La vita nuova diffusa tra i preti aveva toccato anche tanti seminaristi ed anch’essi vollero avere una casetta per loro all’Araceli. Qui alcuni di loro, col permesso dei superiori, si fermavano un anno per imparare concretamente a vivere l’unità e nello stesso tempo si mantenevano in contatto con i compagni nei vari seminari, tenendoli aggiornati e facendo circolare la vita.

Qualche superiore, impressionato per i cambiamenti che notava in seminario ad opera degli alunni che seguivano la spiritualità dell’unità, venivano da noi per rendersene conto di persona. E non era difficile spiegar le cose: bastava guardarsi attorno.

Erano a volte così entusiasti di questo stile di vita che spesso dovevamo frenarli, perché non facessero pressione sui seminaristi per venire da noi e diventare così “più buoni”. Dicevamo: «Non potete strumentalizzarli, essi devono vedere nei formatori come si vive in unità». E non era facile per la vecchia generazione, non ancora abituata a questo stile di vita.

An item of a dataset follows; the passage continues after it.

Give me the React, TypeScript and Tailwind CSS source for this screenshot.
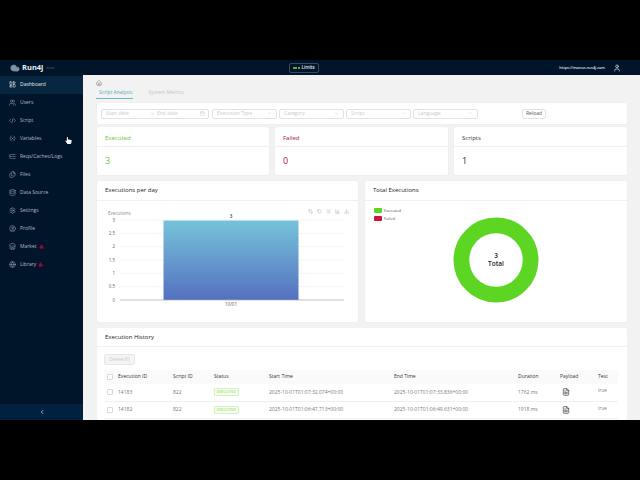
import { LayoutDashboard, Users, CodeXml, Variable, ListTree, Files, Database, Settings, CircleUser, Store, Globe, ChevronLeft, ChevronDown, Calendar, ArrowRight, House, User, FileText, TriangleAlert, Crop, RotateCcw, AlignCenter, BarChart3, Download, Cloud } from "lucide-react";
import { FaHandPointer } from "react-icons/fa";

const nav = [
  { label: "Dashboard", Icon: LayoutDashboard, active: true },
  { label: "Users", Icon: Users },
  { label: "Script", Icon: CodeXml },
  { label: "Variables", Icon: Variable },
  { label: "Reqs/Caches/Logs", Icon: ListTree },
  { label: "Files", Icon: Files },
  { label: "Data Source", Icon: Database },
  { label: "Settings", Icon: Settings },
  { label: "Profile", Icon: CircleUser },
  { label: "Market", Icon: Store, warn: true },
  { label: "Library", Icon: Globe, warn: true },
];

const rows = [
  { id: "14183", script: "822", start: "2025-10-01T01:07:32.074+00:00", end: "2025-10-01T01:07:33.836+00:00", dur: "1762 ms" },
  { id: "14182", script: "822", start: "2025-10-01T01:06:47.713+00:00", end: "2025-10-01T01:06:49.631+00:00", dur: "1918 ms" },
];

const rowGrid = "grid grid-cols-[14px_55px_41px_55px_125px_124px_42px_38px_20px] items-center";

function Select({ label, w }: { label: string; w: string }) {
  return (
    <div className={`${w} h-[10px] border-[0.5px] border-[#e2e2e2] rounded-[2px] flex items-center justify-between px-[4px] text-[#cacaca]`}>
      <span>{label}</span>
      <ChevronDown size={5} />
    </div>
  );
}

function Stat({ title, value, color, className }: { title: string; value: string; color: string; className: string }) {
  return (
    <div className={`${className} h-[48px] bg-white rounded-[2px] shadow-[0_0_2px_rgba(0,0,0,0.06)]`}>
      <div className={`h-[20px] border-b-[0.5px] border-[#f0f0f0] flex items-end pb-[3px] pl-[8px] text-[6px] font-medium ${color}`}>{title}</div>
      <div className={`pl-[8px] pt-[7px] text-[9px] leading-[14px] ${color}`}>{value}</div>
    </div>
  );
}

function Chart() {
  const ticks = [
    ["3", 220], ["2.5", 233.3], ["2", 246.7], ["1.5", 260], ["1", 273.3], ["0.5", 286.7], ["0", 300],
  ] as const;
  return (
    <svg width="261" height="120" viewBox="97 201 261 120" className="block">
      <defs>
        <linearGradient id="bar" x1="0" y1="0" x2="0" y2="1">
          <stop offset="0" stopColor="#76c3da" />
          <stop offset="1" stopColor="#5470c0" />
        </linearGradient>
      </defs>
      <text x="108" y="215" fontSize="4.5" fill="#888">Executions</text>
      {ticks.map(([t, y]) => (
        <g key={t}>
          {y !== 300 && <line x1="120" x2="344" y1={y} y2={y} stroke="#e6e6e6" strokeWidth="0.5" />}
          <text x="115" y={y + 1.6} fontSize="4.5" fill="#666" textAnchor="end">{t}</text>
        </g>
      ))}
      <rect x="163.5" y="220.5" width="135" height="79.5" fill="url(#bar)" />
      <line x1="120" x2="344" y1="300" y2="300" stroke="#a8a8b0" strokeWidth="0.7" />
      <text x="231" y="218" fontSize="4.5" fill="#333" textAnchor="middle" fontWeight="600">3</text>
      <text x="231" y="306" fontSize="4.5" fill="#555" textAnchor="middle">10/01</text>
    </svg>
  );
}

function Donut() {
  return (
    <svg width="90" height="90" viewBox="0 0 90 90" className="block">
      <circle cx="45" cy="45" r="34.6" fill="none" stroke="#5cd623" strokeWidth="15.8" />
      <text x="45" y="43" fontSize="6.5" fill="#222" textAnchor="middle" fontWeight="600">3</text>
      <text x="45" y="51" fontSize="6.5" fill="#222" textAnchor="middle" fontWeight="600">Total</text>
    </svg>
  );
}

export default function App() {
  return (
    <div className="w-[640px] h-[480px] bg-black py-[60px] overflow-hidden font-['Open_Sans',sans-serif] relative">
      <div className="h-[360px] flex flex-col">
        <header className="h-[15px] shrink-0 bg-[#001529] flex items-center text-white">
          <div className="w-[83px] flex items-center pl-[10px] gap-[2px]">
            <Cloud size={10} className="text-[#7f909f]" fill="#7f909f" />
            <span className="text-[7.5px] font-bold text-[#e8edf1] leading-none">Run4j</span>
            <span className="text-[3px] text-[#5c6b78] mt-[2px] ml-[1px]">devxx</span>
          </div>
          <div className="flex-1 flex justify-center">
            <div className="w-[30px] h-[10px] mr-[35px] border-[0.5px] border-[#34495c] rounded-[2px] flex items-center justify-center gap-[2px]">
              <span className="flex gap-[0.5px]">
                <i className="w-[2px] h-[2px] rounded-full bg-[#7be03a]" />
                <i className="w-[2px] h-[2px] rounded-full bg-[#7be03a]" />
                <i className="w-[2px] h-[2px] rounded-full bg-[#7be03a]" />
              </span>
              <span className="text-[4.5px] font-semibold text-[#e8edf1] leading-none">Limits</span>
            </div>
          </div>
          <div className="flex items-center pr-[19px] gap-[8px]">
            <span className="text-[3.8px] font-semibold text-[#dfe5ea]">https://manus.run4j.com</span>
            <User size={8} className="text-[#e8edf1]" />
          </div>
        </header>
        <div className="flex-1 flex min-h-0">
          <aside className="w-[83px] shrink-0 bg-[#001529] flex flex-col">
            <nav className="flex-1 pt-[0.5px]">
              {nav.map(({ label, Icon, active, warn }) => (
                <div key={label} className={`h-[18px] flex items-center pl-[9px] gap-[4px] text-[5px] ${active ? "bg-[#08263f] text-[#e4e9ed]" : "text-[#aeb9c3]"}`}>
                  <Icon size={7} className={active ? "text-[#e4e9ed]" : "text-[#8c99a5]"} />
                  <span className="font-medium">{label}</span>
                  {warn && <TriangleAlert size={5} className="-ml-[2px] text-[#8d0b3c]" fill="#8d0b3c" />}
                </div>
              ))}
            </nav>
            <div className="h-[16px] bg-[#002140] flex items-center justify-center text-[#c8d1d9]">
              <ChevronLeft size={6} strokeWidth={3} />
            </div>
          </aside>
          <main className="flex-1 bg-[#f2f2f2] pl-[14px] pr-[13px] overflow-hidden text-[5px] text-[#333]">
            <div className="h-[12px] flex items-end pb-[1px] -ml-[1px]"><House size={6} className="text-[#777]" /></div>
            <div className="h-[11px] flex items-center gap-[16px] pl-[2px] pt-[1px] relative">
              <span className="text-[#58a9c6]">Script Analysis</span>
              <span className="text-[#c4c4c4]">System Metrics</span>
              <span className="absolute left-[-1px] bottom-[-0.5px] w-[37px] h-[1px] bg-[#69b8d0]" />
            </div>
            <div className="mt-[5px] h-[21px] bg-white rounded-[2px] flex items-center pl-[4px] shadow-[0_0_2px_rgba(0,0,0,0.05)]">
              <div className="w-[108px] h-[10px] border-[0.5px] border-[#e2e2e2] rounded-[2px] flex items-center pl-[4px] pr-[3px] text-[#cacaca]">
                <span className="w-[44px]">Start date</span>
                <ArrowRight size={4} />
                <span className="ml-[3px] flex-1">End date</span>
                <Calendar size={5} />
              </div>
              <div className="flex gap-[2px] ml-[3px]">
                <Select label="Execution Type" w="w-[65px]" />
                <Select label="Category" w="w-[65px]" />
                <Select label="Script" w="w-[65px]" />
                <Select label="Language" w="w-[65px]" />
              </div>
              <div className="ml-[44px] w-[24px] h-[10px] border-[0.5px] border-[#e2e2e2] rounded-[2px] flex items-center justify-center text-[#555]">Reload</div>
            </div>
            <div className="mt-[3px] flex gap-[6px]">
              <Stat title="Executed" value="3" color="text-[#6cc23a]" className="w-[172px]" />
              <Stat title="Failed" value="0" color="text-[#a8123e]" className="w-[173px]" />
              <Stat title="Scripts" value="1" color="text-[#333]" className="w-[173px]" />
            </div>
            <div className="mt-[6px] flex gap-[7px]">
              <section className="w-[261px] h-[141px] bg-white rounded-[2px] shadow-[0_0_2px_rgba(0,0,0,0.06)] relative">
                <div className="h-[20px] border-b-[0.5px] border-[#f0f0f0] flex items-center pl-[8px] text-[6px] font-medium text-[#222]">Executions per day</div>
                <Chart />
                <div className="absolute left-[211px] top-[28px] flex gap-[4px] text-[#aaa]">
                  <Crop size={5} /><RotateCcw size={5} /><AlignCenter size={5} /><BarChart3 size={5} /><Download size={5} />
                </div>
              </section>
              <section className="w-[262px] h-[141px] bg-white rounded-[2px] shadow-[0_0_2px_rgba(0,0,0,0.06)] relative">
                <div className="h-[20px] border-b-[0.5px] border-[#f0f0f0] flex items-center pl-[8px] text-[6px] font-medium text-[#222]">Total Executions</div>
                <div className="absolute left-[9px] top-[27px] flex flex-col gap-[3px] text-[4px] text-[#555]">
                  <div className="flex items-center gap-[2px] h-[5px]"><i className="w-[8px] h-[5px] rounded-[1px] bg-[#5cd623]" />Executed</div>
                  <div className="flex items-center gap-[2px] h-[5px]"><i className="w-[8px] h-[5px] rounded-[1px] bg-[#cf1242]" />Failed</div>
                </div>
                <div className="flex justify-center pt-[14px] pr-[1px]"><Donut /></div>
              </section>
            </div>
            <section className="mt-[6px] bg-white rounded-[2px] h-[92px] overflow-hidden pl-[7px]">
              <div className="h-[19px] border-b-[0.5px] border-[#f0f0f0] flex items-center text-[6px] font-medium text-[#222] -ml-[7px]"><span className="pl-[8px]">Execution History</span></div>
              <div className="mt-[7px] w-[31px] h-[11px] bg-[#f5f5f5] border-[0.5px] border-[#e6e6e6] rounded-[2px] flex items-center justify-center text-[4.5px] text-[#c8c8c8]">Delete (0)</div>
              <div className={`${rowGrid} mt-[5px] h-[14px] bg-[#fafafa] text-[#333] font-medium w-[514px]`}>
                <i className="ml-[3px] w-[6px] h-[6px] border-[0.5px] border-[#d9d9d9] rounded-[1px] bg-white" />
                <span>Execution ID</span><span>Script ID</span><span>Status</span><span>Start Time</span><span>End Time</span><span>Duration</span><span>Payload</span><span>Test</span>
              </div>
              {rows.map((r) => (
                <div key={r.id} className={`${rowGrid} h-[17.5px] border-b-[0.5px] border-[#f0f0f0] text-[#777] w-[514px]`}>
                  <i className="ml-[3px] w-[6px] h-[6px] border-[0.5px] border-[#d9d9d9] rounded-[1px]" />
                  <span>{r.id}</span><span>{r.script}</span>
                  <span className="w-[25px] h-[8px] border-[0.5px] border-[#d5f0c0] bg-[#f6ffed] rounded-[1px] flex items-center justify-center text-[4px] text-[#8ad05e]">EXECUTED</span>
                  <span>{r.start}</span><span>{r.end}</span><span>{r.dur}</span>
                  <span className="pl-[2px]"><FileText size={8} className="text-[#333]" /></span>
                  <span className="text-[4.5px] pb-[3px]">true</span>
                </div>
              ))}
            </section>
          </main>
        </div>
      </div>
      <FaHandPointer size={7} className="absolute left-[65px] top-[137px] text-white" />
    </div>
  );
}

Quando poi arrivavano le vacanze l’Araceli si riempiva di 40-60 seminaristi desiderosi di approfittare di questo periodo di libertà dagli studi per vivere un’esperienza d’unità più profonda. Il contatto con laici consacrati (i focolarini e le focolarine), con i giovani della loro età (i gen), con le famiglie – ma tutti impegnati nel seguire Gesù– era una scuola di vita. La presenza nella stessa città di focolarine e di ragazze, piene di vita e dagli occhi puri, dava ai seminaristi la misura di come dovrebbe essere il mondo femminile, facendo loro scoprire il vero disegno di Dio sulla donna: Maria.

La vita continua

Ormai da circa sedici anni ho lasciato questa terra, ma la spiritualità dell’unità, diffusa nel frattempo in quasi tutte le diocesi, continua a dare i suoi frutti.

Attualmente sono quattro le cittadelle del Movimento, dislocate dal nord al sud del Paese. Ovviamente la vita di comunione non è circoscritta in questi luoghi, ma compenetra anche le strutture stesse della Chiesa ad opera di tante altre forze vive suscitate dallo Spirito.